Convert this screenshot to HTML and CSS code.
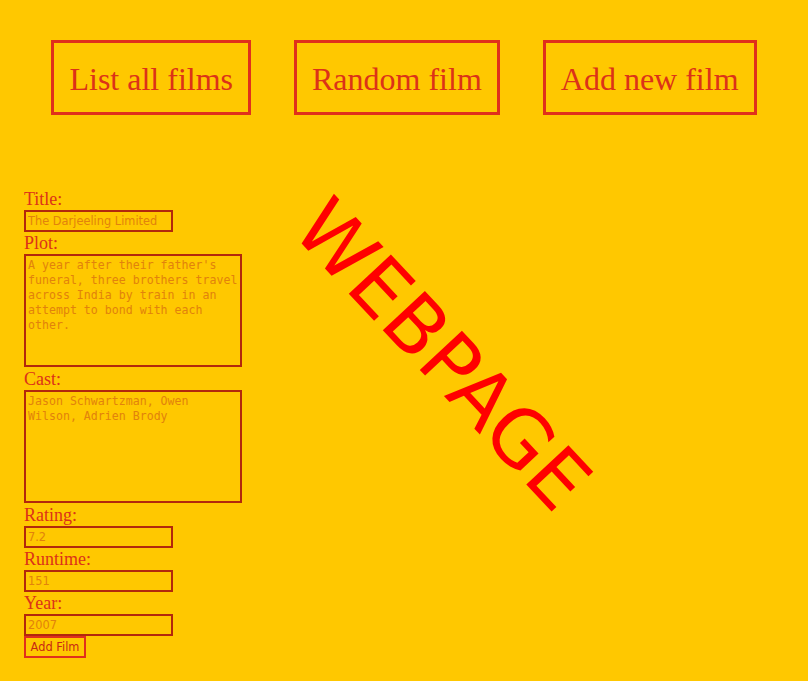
FILE: index.html
```html
<!DOCTYPE html>
<html lang="en">
<head>
  <meta charset="UTF-8" />
  <title>Films</title>
  <link rel="stylesheet" href="styles.css">
</head>
<body>
  <nav class="menu">
    <button class="menu-btn">List all films</button>
    <button class="menu-btn">Random film</button>
    <button class="menu-btn">Add new film</button>
  </nav>

  <form class="film-form">
    <label for="title">Title:</label>
    <input type="text" id="title" value="The Darjeeling Limited" />
    <label for="plot">Plot:</label>
    <textarea id="plot">A year after their father's funeral, three brothers travel across India by train in an attempt to bond with each other.</textarea>
    <label for="cast">Cast:</label>
    <textarea id="cast">Jason Schwartzman, Owen Wilson, Adrien Brody</textarea>
    <label for="rating">Rating:</label>
    <input type="text" id="rating" value="7.2" />
    <label for="runtime">Runtime:</label>
    <input type="text" id="runtime" value="151" />
    <label for="year">Year:</label>
    <input type="text" id="year" value="2007" />
    <button type="button" class="add-btn">Add Film</button>
  </form>

  <div class="stamp">WEBPAGE</div>
</body>
</html>
```

FILE: styles.css
```css
* { box-sizing: border-box; }
body {
  margin: 0;
  background: #ffc800;
  color: #dc3218;
  font-family: 'Liberation Serif', serif;
}
.menu {
  display: flex;
  justify-content: center;
  gap: 43px;
  padding-top: 40px;
}
.menu-btn {
  background: transparent;
  border: 3px solid #e0301c;
  color: #dc3218;
  font-family: 'Liberation Serif', serif;
  font-size: 32px;
  line-height: 37px;
  padding: 18px 15px 14px;
  margin: 0;
}
.film-form {
  display: flex;
  flex-direction: column;
  align-items: flex-start;
  padding: 73px 0 0 24px;
}
.film-form label {
  font-size: 18px;
  line-height: 22px;
}
.film-form input,
.film-form textarea {
  background: transparent;
  border: 2px solid #b2280c;
  color: #e2820c;
  margin: 0;
  outline: none;
}
.film-form input {
  width: 149px;
  height: 22px;
  padding: 0 2px;
  font-family: 'DejaVu Sans', sans-serif;
  font-size: 11.4px;
}
.film-form textarea {
  width: 218px;
  height: 113px;
  padding: 2px;
  margin-bottom: 1px;
  resize: none;
  font-family: 'DejaVu Sans Mono', monospace;
  font-size: 11.6px;
  line-height: 15px;
}
.add-btn {
  background: transparent;
  border: 2px solid #e0301c;
  color: #c82814;
  font-family: 'DejaVu Sans', sans-serif;
  font-size: 11.4px;
  height: 22px;
  width: 62px;
  padding: 0;
}
.stamp {
  position: absolute;
  left: 442px;
  top: 355px;
  transform: translate(-50%, -50%) rotate(47deg);
  color: #ff0000;
  font-family: 'DejaVu Sans', sans-serif;
  font-size: 79px;
  line-height: 1;
  white-space: nowrap;
}
```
====
(REQUIRED TASK) Write out each line of the data exactly; the images should be left out.

(COMPLETED EXERCISE)
Convert this screenshot to HTML and CSS code.
FILE: index.html
```html
<!DOCTYPE html>
<html lang="en">
<head>
  <meta charset="UTF-8" />
  <title>Films</title>
  <link rel="stylesheet" href="styles.css">
</head>
<body>
  <nav class="menu">
    <button class="menu-btn">List all films</button>
    <button class="menu-btn">Random film</button>
    <button class="menu-btn">Add new film</button>
  </nav>

  <form class="film-form">
    <label for="title">Title:</label>
    <input type="text" id="title" value="The Darjeeling Limited" />
    <label for="plot">Plot:</label>
    <textarea id="plot">A year after their father's funeral, three brothers travel across India by train in an attempt to bond with each other.</textarea>
    <label for="cast">Cast:</label>
    <textarea id="cast">Jason Schwartzman, Owen Wilson, Adrien Brody</textarea>
    <label for="rating">Rating:</label>
    <input type="text" id="rating" value="7.2" />
    <label for="runtime">Runtime:</label>
    <input type="text" id="runtime" value="151" />
    <label for="year">Year:</label>
    <input type="text" id="year" value="2007" />
    <button type="button" class="add-btn">Add Film</button>
  </form>

  <div class="stamp">WEBPAGE</div>
</body>
</html>
```

FILE: styles.css
```css
* { box-sizing: border-box; }
body {
  margin: 0;
  background: #ffc800;
  color: #dc3218;
  font-family: 'Liberation Serif', serif;
}
.menu {
  display: flex;
  justify-content: center;
  gap: 43px;
  padding-top: 40px;
}
.menu-btn {
  background: transparent;
  border: 3px solid #e0301c;
  color: #dc3218;
  font-family: 'Liberation Serif', serif;
  font-size: 32px;
  line-height: 37px;
  padding: 18px 15px 14px;
  margin: 0;
}
.film-form {
  display: flex;
  flex-direction: column;
  align-items: flex-start;
  padding: 73px 0 0 24px;
}
.film-form label {
  font-size: 18px;
  line-height: 22px;
}
.film-form input,
.film-form textarea {
  background: transparent;
  border: 2px solid #b2280c;
  color: #e2820c;
  margin: 0;
  outline: none;
}
.film-form input {
  width: 149px;
  height: 22px;
  padding: 0 2px;
  font-family: 'DejaVu Sans', sans-serif;
  font-size: 11.4px;
}
.film-form textarea {
  width: 218px;
  height: 113px;
  padding: 2px;
  margin-bottom: 1px;
  resize: none;
  font-family: 'DejaVu Sans Mono', monospace;
  font-size: 11.6px;
  line-height: 15px;
}
.add-btn {
  background: transparent;
  border: 2px solid #e0301c;
  color: #c82814;
  font-family: 'DejaVu Sans', sans-serif;
  font-size: 11.4px;
  height: 22px;
  width: 62px;
  padding: 0;
}
.stamp {
  position: absolute;
  left: 442px;
  top: 355px;
  transform: translate(-50%, -50%) rotate(47deg);
  color: #ff0000;
  font-family: 'DejaVu Sans', sans-serif;
  font-size: 79px;
  line-height: 1;
  white-space: nowrap;
}
```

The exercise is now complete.